What are the benefits?
Adoption of these technologies and business pillars can be considered as being neural in principle. When neural supply chain capabilities have been established it will deliver many benefits with automation, intelligence and connectedness at the core of this inspiration, as illustrated in Figure 1.
Supply chain enterprises can become adaptive, responsive and create personalised value by exhibiting the neural traits listed.
Intelligent and Cognitive – Manufacturing firms will focus on becoming cognitive and intelligent by embracing insights and contextual knowledge to drive decision making not only within their firm’s boundaries, but also in the extended ecosystems they are part of.
Adaptive – By sensing environmental changes in the market, these firms will be better prepared to respond and become adaptive in their response, whether through altering their supply chains, changing their products and services to meet the market demands or rearranging their internal operations.
Connected – Connectedness for supply chains could mean connected operations through investments in smart assets and processes, becoming connected with their value chain partners or becoming an ecosystem partner or orchestrator.
Resilient – A significant neural trait is to be resilient to sudden changes in the environment. Supply chain functions can exhibit resilience not just by quickly readjusting their operating model but by also learning to create alternate modes of models should such changes reoccur. Self-healing is key to resilience.
Personalised – Adapting neural is not limited to how manufacturing firms should organise themselves, but also to how these firms can provide value to their end customers by personalising their products and services, and improving customer experience to increase wallet share from these experiences.
Automated (Machine First) – Automation in processes across the supply chain will help firms identify all possible avenues where smart machines can be used to delegate repetitive activities and move the workforce to take up value adding activities.
Case studies Tata Consultancy Services (TCS) has been helping global manufacturing organisations in their journey towards digitally transformed neural supply chains and recent collaborations include:
- Implemented a global sourcing and logistics ecosystem for an automotive OEM that delivers cost and service improvements.
- Enabled optimisation to the finished vehicle distribution supply chain by enabling live tracking of vehicles from the data transmitted from the cars in transit.
- Deployed a digital marketplace for aviation value chain actors to buy, sell, develop and collaborate on innovative digital applications. The OEM set out the vision to establish a digital factory to monetise data and provide products and services relevant to the airline service and supply chain network.
Three steps to transformation
Manufacturing firms will have to undertake a three-step journey to digitally transform, a process that has been developed based on interactions with a number of industry players across different segments. (See Figure 2)

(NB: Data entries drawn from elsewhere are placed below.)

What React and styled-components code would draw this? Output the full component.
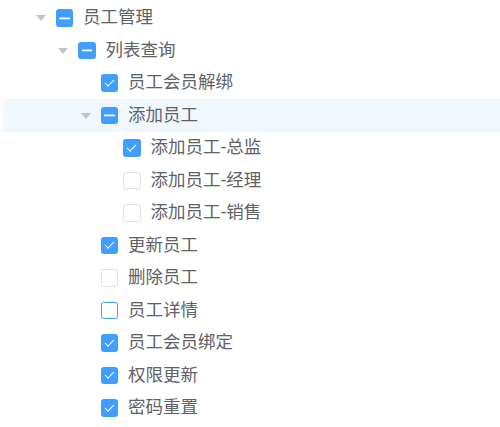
import React from "react";
import styled, { createGlobalStyle, css } from "styled-components";

const GlobalStyle = createGlobalStyle`
  html, body {
    margin: 0;
    padding: 0;
    background: #fff;
  }
  body {
    font-family: "Liberation Sans", "Noto Sans CJK SC", sans-serif;
  }
`;

const Tree = styled.div`
  width: 500px;
  height: 427px;
  overflow: hidden;
  padding: 1.5px 0 0 3px;
  box-sizing: border-box;
  color: #606266;
  font-size: 17.5px;
`;

const Node = styled.div`
  display: flex;
  align-items: center;
  height: 32.5px;
  padding-left: ${p => p.level * 22.5}px;
  background: ${p => (p.current ? "#f0f7ff" : "transparent")};
`;

const Expand = styled.span`
  width: 30px;
  height: 30px;
  display: flex;
  align-items: center;
  justify-content: center;
  flex-shrink: 0;
  &::before {
    content: "";
    display: ${p => (p.leaf ? "none" : "block")};
    width: 0;
    height: 0;
    border-left: 5px solid transparent;
    border-right: 5px solid transparent;
    border-top: 6px solid #c0c4cc;
    margin-top: 1px;
  }
`;

const Box = styled.span`
  position: relative;
  width: 17.5px;
  height: 17.5px;
  box-sizing: border-box;
  border-radius: 2.5px;
  border: 1.25px solid #dcdfe6;
  background: #fff;
  margin-right: 10px;
  flex-shrink: 0;
  ${p =>
    p.state === "focus" &&
    css`
      border-color: #409eff;
    `}
  ${p =>
    (p.state === "checked" || p.state === "half") &&
    css`
      background: #409eff;
      border-color: #409eff;
    `}
  ${p =>
    p.state === "checked" &&
    css`
      &::after {
        content: "";
        position: absolute;
        left: 5.2px;
        top: 1.8px;
        width: 3.5px;
        height: 8px;
        border: 1.25px solid #fff;
        border-left: 0;
        border-top: 0;
        transform: rotate(45deg);
      }
    `}
  ${p =>
    p.state === "half" &&
    css`
      &::after {
        content: "";
        position: absolute;
        left: 2.5px;
        right: 2.5px;
        top: 6.5px;
        height: 2.5px;
        background: #fff;
        transform: scaleY(0.6);
      }
    `}
`;

const Label = styled.span`
  line-height: 1;
  white-space: nowrap;
`;

const nodes = [
  { label: "员工管理", level: 1, state: "half" },
  { label: "列表查询", level: 2, state: "half" },
  { label: "员工会员解绑", level: 3, state: "checked", leaf: true },
  { label: "添加员工", level: 3, state: "half", current: true },
  { label: "添加员工-总监", level: 4, state: "checked", leaf: true },
  { label: "添加员工-经理", level: 4, state: "off", leaf: true },
  { label: "添加员工-销售", level: 4, state: "off", leaf: true },
  { label: "更新员工", level: 3, state: "checked", leaf: true },
  { label: "删除员工", level: 3, state: "off", leaf: true },
  { label: "员工详情", level: 3, state: "focus", leaf: true },
  { label: "员工会员绑定", level: 3, state: "checked", leaf: true },
  { label: "权限更新", level: 3, state: "checked", leaf: true },
  { label: "密码重置", level: 3, state: "checked", leaf: true },
];

export default function App() {
  return (
    <>
      <GlobalStyle />
      <Tree>
        {nodes.map(n => (
          <Node key={n.label} level={n.level} current={n.current}>
            <Expand leaf={n.leaf} />
            <Box state={n.state} />
            <Label>{n.label}</Label>
          </Node>
        ))}
      </Tree>
    </>
  );
}
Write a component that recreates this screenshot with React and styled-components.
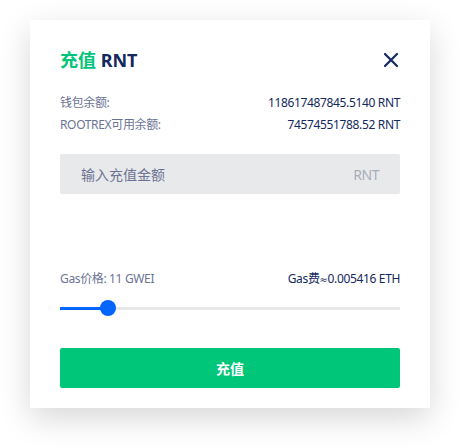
import React from "react";
import styled, { createGlobalStyle } from "styled-components";

const GlobalStyle = createGlobalStyle`
  html, body {
    margin: 0;
    padding: 0;
    background: #ffffff;
  }
  body {
    font-family: "Noto Sans", "Noto Sans CJK SC", sans-serif;
  }
`;

const Page = styled.div`
  width: 460px;
  height: 448px;
  padding: 20px 30px 0;
  box-sizing: border-box;
`;

const Modal = styled.div`
  width: 400px;
  background: #fff;
  box-shadow: 0 10px 30px rgba(0, 0, 0, 0.16);
  padding: 30px 30px 20px;
  box-sizing: border-box;
`;

const Header = styled.div`
  display: flex;
  align-items: center;
  justify-content: space-between;
  height: 20px;
`;

const Title = styled.h2`
  margin: 0;
  font-size: 18px;
  font-weight: 700;
  line-height: 20px;
  color: #13285c;
  span {
    color: #00c479;
  }
`;

const Close = styled.button`
  border: 0;
  background: none;
  padding: 0;
  width: 18px;
  height: 18px;
  display: flex;
  align-items: center;
  justify-content: center;
  cursor: pointer;
`;

const Balances = styled.div`
  margin-top: 22px;
`;

const Row = styled.div`
  display: flex;
  justify-content: space-between;
  font-size: 12px;
  line-height: 22px;
  letter-spacing: -0.35px;
  color: #6b7394;
`;

const Value = styled.span`
  color: #13285c;
`;

const Approx = styled.span`
  font-family: "DejaVu Sans", sans-serif;
  font-size: 10px;
  line-height: 0;
`;

const InputBox = styled.label`
  margin-top: 18px;
  height: 40px;
  background: #e8e9eb;
  border-radius: 2px;
  display: flex;
  align-items: center;
  padding: 0 21px 0 21px;
`;

const Input = styled.input`
  flex: 1;
  border: 0;
  background: transparent;
  outline: none;
  font-family: inherit;
  font-size: 14px;
  color: #13285c;
  padding: 0;
  &::placeholder {
    color: #6d7393;
  }
`;

const Unit = styled.span`
  font-size: 14px;
  letter-spacing: -0.5px;
  color: #a9adbb;
`;

const GasRow = styled(Row)`
  margin-top: 75px;
  height: 20px;
  line-height: 20px;
`;

const Slider = styled.div`
  position: relative;
  margin-top: 10px;
  height: 18px;
  display: flex;
  align-items: center;
`;

const Track = styled.div`
  width: 100%;
  height: 3px;
  background: #e8e8e8;
  position: relative;
`;

const Fill = styled.div`
  height: 100%;
  background: #0066ff;
`;

const Thumb = styled.div`
  position: absolute;
  top: 50%;
  width: 16px;
  height: 16px;
  border-radius: 50%;
  background: #0066ff;
  transform: translate(-50%, -50%);
`;

const Submit = styled.button`
  margin-top: 31px;
  width: 100%;
  height: 40px;
  border: 0;
  border-radius: 2px;
  background: #00c67a;
  color: #fff;
  font-family: inherit;
  font-size: 14px;
  font-weight: 700;
  cursor: pointer;
`;

export default function App() {
  const pct = 14;
  return (
    <>
      <GlobalStyle />
      <Page>
        <Modal>
          <Header>
            <Title>
              <span>充值</span> RNT
            </Title>
            <Close aria-label="close">
              <svg width="16" height="16" viewBox="0 0 16 16">
                <path
                  d="M2 2L14 14M14 2L2 14"
                  stroke="#13285c"
                  strokeWidth="2.2"
                  strokeLinecap="round"
                />
              </svg>
            </Close>
          </Header>
          <Balances>
            <Row>
              <span>钱包余额:</span>
              <Value>118617487845.5140 RNT</Value>
            </Row>
            <Row>
              <span>ROOTREX可用余额:</span>
              <Value>74574551788.52 RNT</Value>
            </Row>
          </Balances>
          <InputBox>
            <Input placeholder="输入充值金额" />
            <Unit>RNT</Unit>
          </InputBox>
          <GasRow>
            <span>Gas价格: 11 GWEI</span>
            <Value>
              Gas费<Approx>≈</Approx>0.005416 ETH
            </Value>
          </GasRow>
          <Slider>
            <Track>
              <Fill style={{ width: `${pct}%` }} />
            </Track>
            <Thumb style={{ left: `${pct}%` }} />
          </Slider>
          <Submit>充值</Submit>
        </Modal>
      </Page>
    </>
  );
}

What this means is true supply chain transparency, rich, informative, accurate data and cognitive real-time reporting with intelligent in-time decision making control. Neural supply chain embodies the very essence of digital transformation, creating processes that are part of the company’s neural system. As we move on post-pandemic, the spotlight is firmly on the supply chain to play arguably the largest part in transforming how organisations work.